Here, as elsewhere, success, we found, was not to be had for the wooing, nor at the first time of asking. Rivers that offered fair promise—beautiful waters, such as Besaya and Saja, embedded amidst ilex and chestnut, where moss-grown rocks impended darkly pools, whereon foam-flakes slowly revolved, or the more rapid streams of Reinosa, full of cataracts and tearing "races" that eat away their steep gravel-banks—all these may prove blank, or a long day's work be only rewarded by a few insignificant troutlets or par.

While fishing in the Reinosa district, we were told by our host that there lived some few leagues away un InglÉs muy aficionado—a fishing enthusiast. Thither we moved our quarters: our new-made friend was one of those Anglo-Saxon Crusoes whom one meets with, self-buried, for one reason or another, in the recesses of wild lands, where sport or solitude may be enjoyed in degrees not possible at home. Retired from a public service through an infirmity begotten by the incidence of his duties, he was spending the prime of life in this remote spot, satisfied with an environment of Nature's purest scenes and with a modicum of sport to reconcile him to exile. A type of the British sportsman abroad was X., keen almost to a fault, little apt to measure success solely by results, a hard day's work was not deemed ill-rewarded by a brace or two of red-legs, or half a dozen quail, while for the chance of a boar he would walk well-nigh half the night, to reach by dawn the point where the retreat of some old tusker, which was ravaging the peasants' crops, might perchance be cut off.

There were six or eight miles to walk on the morrow ere a line was wetted—at first along a highway, whence X. plunged in medias res, that is into a rough strath, horrid with shifting shingle and thorny scrub, where progress was painful enough: but our companion never slacked speed, and when he continued his wild career, unchecked, through a brawling torrent full of boulders and well-nigh waist-deep, with a current like a mill-race, doubts of his sanity began to arise: or was he only testing us? Soon afterwards, providentially, we reached the main stream: fair trouting water, with rather too much current, the runs being almost continuous, and leaving scant space of "slack." Here we set up our rods: the first seething pool yielded a brace, besides false rises, and in half an hoar we had "creeled" several and began to hope for better things. But it was not to be.

The trout here were white, or silvery in colour, more like salmon-smolts—none of the deep greens, violets and gold of our home fish—and rose extremely shy, coming so short that hardly one in three gave a chance of getting fast. It was not that they rolled over the flies, or merely "flicked" at them—they simply came so short that, unless self-hooked, they were gone almost ere they had come. A dozen trout was the result of this day, yet our companion told us he had not, during two years, made a better basket. Oh, tantalizing streams and provoking troutlets of Biscaya!

Pleasant days, nevertheless, were those spent by this wild riverside. The love of sport is strong in our breasts, but it is not the sole, or an all-potent factor therein.
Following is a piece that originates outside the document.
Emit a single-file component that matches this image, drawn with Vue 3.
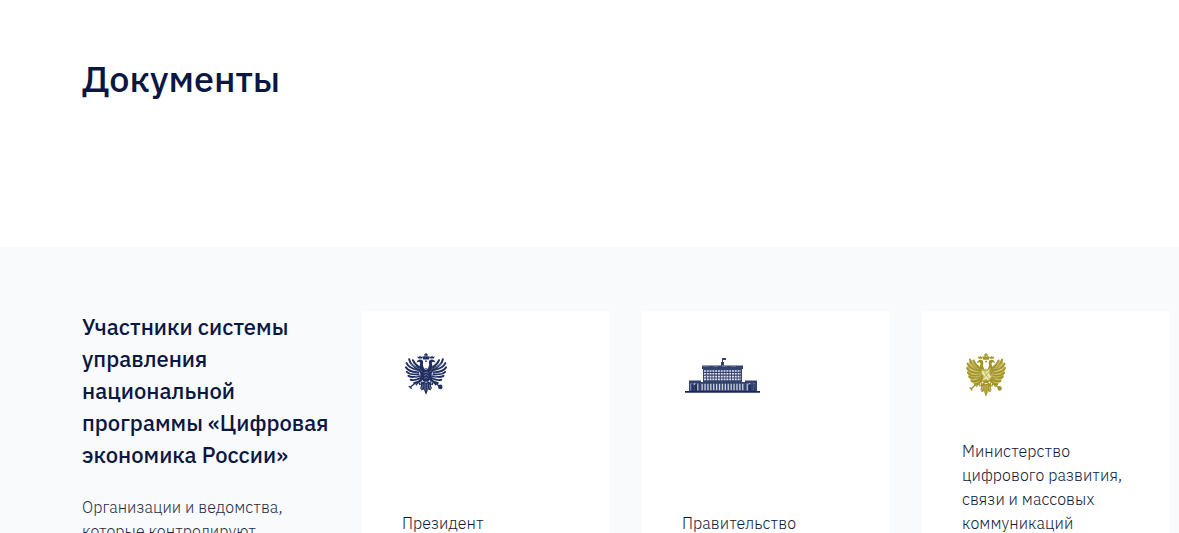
<template>
  <main class="page">
    <section class="documents">
      <h1 class="documents__title">Документы</h1>
    </section>

    <section class="members">
      <div class="members__intro">
        <h2 class="members__title">
          <span v-for="line in titleLines" :key="line" class="line">{{ line }}</span>
        </h2>
        <p class="members__text">
          <span v-for="line in introLines" :key="line" class="line">{{ line }}</span>
        </p>
      </div>

      <article v-for="card in cards" :key="card.icon" class="card">
        <svg v-if="card.icon === 'government'" class="card__building" viewBox="0 0 76 38" aria-hidden="true">
          <g fill="#34426f">
            <path d="M37 1h4v2h-3v2h-1zM36 5h3v4h-3zM17 8.5h41V12H17z" />
            <path d="M18 12h39v14H18z" />
            <path d="M4 23.5h12V34H4zM60 23.5h12V34H60zM15 25h46v9H15z" />
            <path d="M0 34h75v1.7H0z" fill="#17265c" />
          </g>
          <path d="M19 14h37M19 16.8h37M19 19.6h37M19 22.4h37" stroke="#e3e6ef" stroke-width="1.6" stroke-dasharray="1.9 .9" fill="none" />
          <path d="M18 9h6m4 0h5m4 0h5m4 0h5" stroke="#8790af" fill="none" />
          <path d="M16.5 30h43.5" stroke="#cdd2e0" stroke-width="6.5" stroke-dasharray="1.3 1.6" fill="none" />
          <path d="M5.5 30h1.2m5.5 0h1.2m48.2 0h1.2m5.5 0h1.2" stroke="#c0c7d9" stroke-width="7" fill="none" />
          <path d="M8.5 27h2m53 0h2" stroke="#9ba6c3" stroke-width="2" />
          <path d="M7 27v7m4-7v7m54-7v7m4-7v7" stroke="#17265c" stroke-width="1.3" />
        </svg>

        <svg v-else :class="['card__emblem', `card__emblem--${card.icon}`]" viewBox="0 0 132 132" preserveAspectRatio="none" aria-hidden="true">
          <g v-for="side in sides" :key="side" :transform="side">
            <path v-if="card.icon === 'ministry'" class="plumage" d="M46 42L25 22L12 21L3 44L8 70L18 84L30 94L53 84Z" />
            <path class="wing" d="M40 47Q17 38 13 19M41 52Q13 48 5 31M42 59Q13 59 3 44M43 65Q16 68 6 58M45 71Q22 77 11 70M48 77Q29 86 18 82M51 82Q39 92 29 92M44 43Q30 35 25 22M39 42L51 61V82" />
            <path class="fill" d="M66 54L59 45Q54 39 57 29Q57 20 48 20Q39 20 36 29L44 27Q50 29 47 35Q42 46 51 55L63 64ZM42 17L38 10L44 12L47 8L50 12L55 10L53 17Z" />
            <path class="detail" d="M52 82L42 89L34 99M43 88L47 98M51 87L51 99M57 88L49 110" />
            <path class="shade" d="M17 33l25 15M12 47l29 9M16 62h27M26 77l20-10" />
          </g>
          <path class="fill" d="M50 58L66 51L82 58L81 76Q78 87 66 91Q54 87 51 76ZM57 88L50 115L59 112L66 128L73 112L82 115L75 88Z" />
          <path class="fill" d="M57 20L54 12L61 9L64 12V8H60V4H64V0H68V4H72V8H68V12L71 9L78 12L75 20Z" />
          <path class="detail" d="M35 90L16 106M12 101l9 9M94 91L109 103M63 25h6M64 48h4" />
          <circle class="fill" cx="111" cy="104" r="7" />
          <path class="shade" d="M59 62l7-4 8 4M60 70l7-4 7 5M60 78l7-3 5 4M57 97l-3 12M63 93v23M70 93v23M76 98l3 11" />
          <path v-if="card.icon === 'ministry'" class="shield" d="M54 48L66 54L79 46L77 60L84 70L73 81L66 77L55 82L58 68L51 59ZM59 54L75 74M77 54L58 74" />
        </svg>

        <p class="card__name">
          <span v-for="line in card.lines" :key="line" class="line">{{ line }}</span>
        </p>
      </article>
    </section>
  </main>
</template>

<script setup>
const titleLines = ['Участники системы', 'управления', 'национальной', 'программы «Цифровая', 'экономика России»']
const introLines = ['Организации и ведомства,', 'которые контролируют']

// The second half of the eagle is the first one mirrored.
const sides = ['translate(0 0)', 'translate(132 0) scale(-1 1)']

const cards = [
  { icon: 'president', lines: ['Президент'] },
  { icon: 'government', lines: ['Правительство'] },
  { icon: 'ministry', lines: ['Министерство', 'цифрового развития,', 'связи и массовых', 'коммуникаций'] },
]
</script>

<style>
body {
  overflow: hidden;
}
</style>

<style scoped>
.page {
  height: 533px;
  overflow: hidden;
  display: flex;
  flex-direction: column;
  background: #fff;
  color: #0b1742;
  font-family: 'IBM Plex Sans', Roboto, 'Noto Sans', sans-serif;
}

.documents {
  box-sizing: border-box;
  height: 247px;
  flex: none;
  padding: 55px 82px;
}

.documents__title {
  margin: 0;
  font-size: 36px;
  line-height: 48px;
  font-weight: 500;
}

.members {
  box-sizing: border-box;
  flex: 1;
  display: grid;
  grid-template-columns: 248px 248px 248px 248px;
  column-gap: 32px;
  padding: 64px 0 0 82px;
  background: #f8fafc;
}

.members__title {
  margin: 0;
  font-size: 22px;
  line-height: 32px;
  font-weight: 500;
}

.members__text {
  margin: 24px 0 0;
  font-size: 16px;
  line-height: 24px;
  font-weight: 300;
  letter-spacing: 0.06px;
  color: #1f2b45;
}

.line {
  display: block;
  white-space: nowrap;
}

.card {
  box-sizing: border-box;
  height: 264px;
  padding: 40px;
  display: flex;
  flex-direction: column;
  justify-content: space-between;
  background: #fff;
}

.card__name {
  margin: 0;
  font-size: 16px;
  line-height: 24px;
  font-weight: 300;
  letter-spacing: 0.06px;
  color: #0f1a38;
}

.card__emblem {
  width: 42px;
  height: 43px;
  margin: 2px 0 0 3px;
  color: #202e60;
}

.card__emblem--ministry {
  width: 40px;
  height: 45px;
  margin-left: 4px;
  color: #a3942a;
}

.card__building {
  width: 76px;
  height: 38px;
  margin: 6px 0 0 3px;
}

.plumage {
  fill: #cfc46a;
}

.wing {
  fill: none;
  stroke: currentColor;
  stroke-width: 6;
  stroke-linecap: round;
}

.fill {
  fill: currentColor;
}

.detail {
  fill: none;
  stroke: currentColor;
  stroke-width: 4;
}

.shade {
  fill: none;
  stroke: #fff;
  stroke-width: 2;
  opacity: 0.5;
}

.shield {
  fill: #eee8b9;
  stroke: #c5b957;
  stroke-width: 3;
}
</style>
Other things are strong to charm, and here the scenery and accompaniments lacked nothing of beauty and interest—the grand hills, not high but severe in jagged skylines and escarpments that shone like marble in the sun. The air resounded with the music of leaping waters, with the merry carol of Sandpiper and gentler warble of Whinchat: and further off the soaring flight of Buzzard and Raven lent life to the silent hills.[40] From rock-crannies, splashed with the spray of trickling rivulets from above, peeped bouquets of gentian and maiden-hair: the stony "haughs" glowed with bloom of purple iris and asphodel, anemones and wild geraniums, orchids, heaths, ferns, and wild-flowers of a hundred kinds unknown to us.

The weather of the Cantabrian spring-time is strangely variable: every day we had spells of sunshine and shower, wind and calm, fog and fair alternately, often culminating in a sudden clap of thunder that rolled majestically along the deep ravines. Then, for an hour, came down the rain in torrents, and we sought the shelter of some village venta where, for a peseta, we fared sumptuously on good white bread and the delicious cream-like cheese known as queso de Burgos, washed down with the rough red wine of Rioja, cheaper than "smallest beer," and most refreshing.

In every hamlet hung fishing-nets: every day we saw the "fishermen" fixing them, and heard of two-pounders. Yet to us, striving with all the skill we possess, appeared none of these leviathans. Nothing we could do availed to cajole them—that is, assuming their existence. A basket of one to two dozen trout daily, including sundry half-pounders, appeared to be the measure of the river's capacity, or of our skill.

Our best basket in this Province of SantandÉr was twenty-eight trout, weighing eight and a half pounds, and the best fish a fine trout of just over the pound. Him we killed in a deep pool so embedded amidst crags and so difficult of access, that it may be doubted whether feathered fly had ever before flown over its virgin depths. Our friend rose boldly to a small "red palmer": and within a few minutes two more, of hardly inferior weight, had joined him in the basket.